- US poster with the alternate title The Tehran Incident
- Directed by: Leslie H. Martinson
- Written by: Cesare Canevari (screenplay); Santiago Moncada (screenplay); Ted V. Mikels (adaptation);
- Produced by: Ika Panajotovic
- Starring: Peter Graves; Curd Jürgens; Michael Dante; John Carradine;
- Cinematography: Claudio Catozzo
- Edited by: Antonio Jimeno
- Music by: Alberto Baldan
- Production companies: Eichberg-Film; Cine Lu.Ce.; Mundail Film;
- Distributed by: VCL Communications
- Release dates: 26 February 1979 (Berlin); 21 December 1979 (United States);
- Running time: 97 minutes
- Countries: West Germany; Italy; Spain;
- Languages: English; Russian;

= Missile X – Geheimauftrag Neutronenbombe =

Missile X – Geheimauftrag Neutronenbombe (English: Missile X: The Neutron Bomb Incident; also known in the United States as The Tehran Incident) is a 1979 Eurospy adventure film directed by Leslie H. Martinson, and starring Peter Graves and Curd Jürgens.
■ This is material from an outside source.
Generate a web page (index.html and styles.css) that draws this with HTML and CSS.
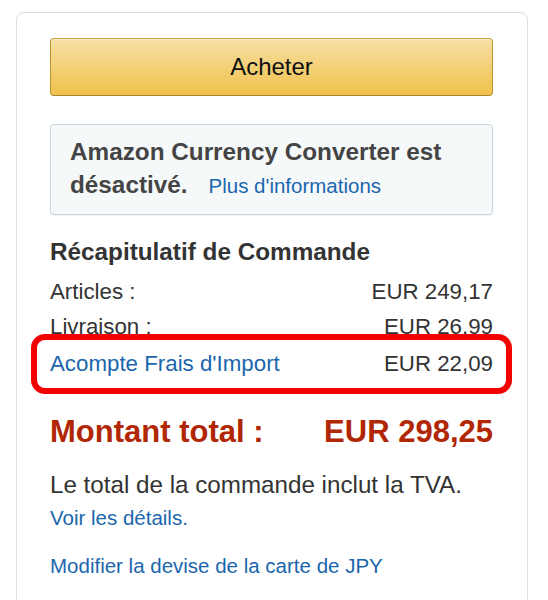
FILE: index.html
```html
<!DOCTYPE html>
<html lang="fr">
<head>
<meta charset="utf-8">
<title>Récapitulatif de Commande</title>
<link rel="stylesheet" href="styles.css">
</head>
<body>
<div class="card">
  <button class="buy">Acheter</button>
  <div class="alert">
    <p class="alert-title">Amazon Currency Converter est désactivé.<a class="link alert-link" href="#">Plus d'informations</a></p>
  </div>
  <h2 class="summary-title">Récapitulatif de Commande</h2>
  <div class="row row-first"><span>Articles :</span><span>EUR 249,17</span></div>
  <div class="row"><span>Livraison :</span><span>EUR 26,99</span></div>
  <div class="row row-highlight"><a class="link" href="#">Acompte Frais d'Import</a><span>EUR 22,09</span></div>
  <div class="total"><span>Montant total :</span><span>EUR 298,25</span></div>
  <p class="vat">Le total de la commande inclut la TVA.</p>
  <a class="link details" href="#">Voir les détails.</a>
  <a class="link currency" href="#">Modifier la devise de la carte de JPY</a>
</div>
</body>
</html>
```
FILE: styles.css
```css
html, body {
  margin: 0;
  padding: 0;
  background: #fff;
}
body {
  font-family: "Liberation Sans", Arial, sans-serif;
  color: #333;
}
.card {
  margin: 12px 20px 0 16px;
  border: 1px solid #ddd;
  border-radius: 8px;
  padding: 25px 34px 60px 33px;
}
.buy {
  display: block;
  width: 100%;
  height: 58px;
  margin: 0;
  padding: 0;
  border: 1px solid;
  border-color: #c9a444 #b8942e #a88734;
  border-radius: 4px;
  background: linear-gradient(to bottom, #f7dfa5, #f0c14b);
  font-family: inherit;
  font-size: 24px;
  color: #111;
  box-shadow: inset 0 1px 0 rgba(255,255,255,0.4);
}
.alert {
  margin-top: 28px;
  border: 1px solid #c5d6df;
  border-radius: 4px;
  background: #f6f9fa;
  padding: 10px 20px 12px 19px;
  box-shadow: 0 1px 1px rgba(0,0,0,0.05);
}
.alert-title {
  margin: 0;
  line-height: 33px;
  font-size: 24.3px;
  font-weight: bold;
  color: #444;
}
.alert-link {
  margin-left: 21px;
  font-size: 20.5px;
  font-weight: normal;
}
.link {
  color: #1a66ad;
  text-decoration: none;
}
.summary-title {
  margin: 22px 0 0;
  font-size: 24.3px;
  line-height: 30px;
  font-weight: bold;
  color: #333;
}
.row {
  display: flex;
  justify-content: space-between;
  font-size: 22.3px;
  line-height: 35px;
  color: #333;
}
.row-first {
  margin-top: 7px;
}
.row-highlight {
  margin-top: 2px;
  position: relative;
  z-index: 0;
}
.row-highlight::before {
  content: "";
  position: absolute;
  left: -19px;
  right: -19px;
  top: -12px;
  bottom: -13px;
  border: 6px solid #f50000;
  border-radius: 14px;
  background: #fff;
  z-index: -1;
}
.total {
  display: flex;
  justify-content: space-between;
  margin-top: 31px;
  font-size: 31px;
  line-height: 40px;
  font-weight: bold;
  color: #b12704;
}
.vat {
  margin: 17px 0 0;
  font-size: 24.2px;
  line-height: 32px;
  color: #333;
}
.details {
  display: block;
  margin-top: 2px;
  font-size: 20.5px;
  line-height: 30px;
}
.currency {
  display: block;
  margin-top: 18px;
  font-size: 20.5px;
  line-height: 30px;
}
```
An international co-production between West Germany, Italy and Spain, much of filming took place on location in and around Tehran, Iran, in 1978 before the Iranian Revolution overthrew Iran's Shah.

==Plot==

The story concerns an experimental nuclear cruise missile which is stolen from a Soviet military site in the USSR. An international terrorist group, under the command of a European power-crazed man known only as the Baron is responsible. The Baron plots to use the stolen Soviet missile to destroy an international peace conference in one week located on an island in the Persian Gulf. When the U.S. consul to Iran is murdered by the Baron's henchmen, Alec Franklin, a US intelligence agent, is ordered to travel to Iran to take over as consul as well as investigate the murder. Upon arrival in Tehran, Alec is followed by two of the Baron's henchmen who attempt to kill him, but Alec manages to escape.

Alec then travels from Tehran to Abadan where he meets Konstanine, a Soviet KGB intelligence agent who is in Iran searching for leads to locate the missing cruise missile, which leads to Alec and Konstantine joining forces along with Galina, another Soviet agent, and Leila, an undercover Iranian policewoman, to investigate the Baron in order to find the location to where the cruise missile is being kept before it is used to start World War III.

==Cast==

- Peter Graves as Alec Franklin
- Curd Jürgens as The Baron
- Karin Schubert as Galina Fedorovna
- Michael Dante as Konstanine Senyonov
- Carmen Cervera as Nina
- Pouri Baneai as Leila
- Robert Avard Miller as Stetson
- Michael Tietz as Tony
- Mel Novak as Mendosa
- John Carradine as Professor Nikolaeff
- Aldo Sambrell as George
- Frank Braña as Rigo

==Commentary track==

On June 2, 2017, RiffTrax released as a VOD an edited 84-minute version of the film with a comedic commentary track by Michael J. Nelson, Kevin Murphy, and Bill Corbett.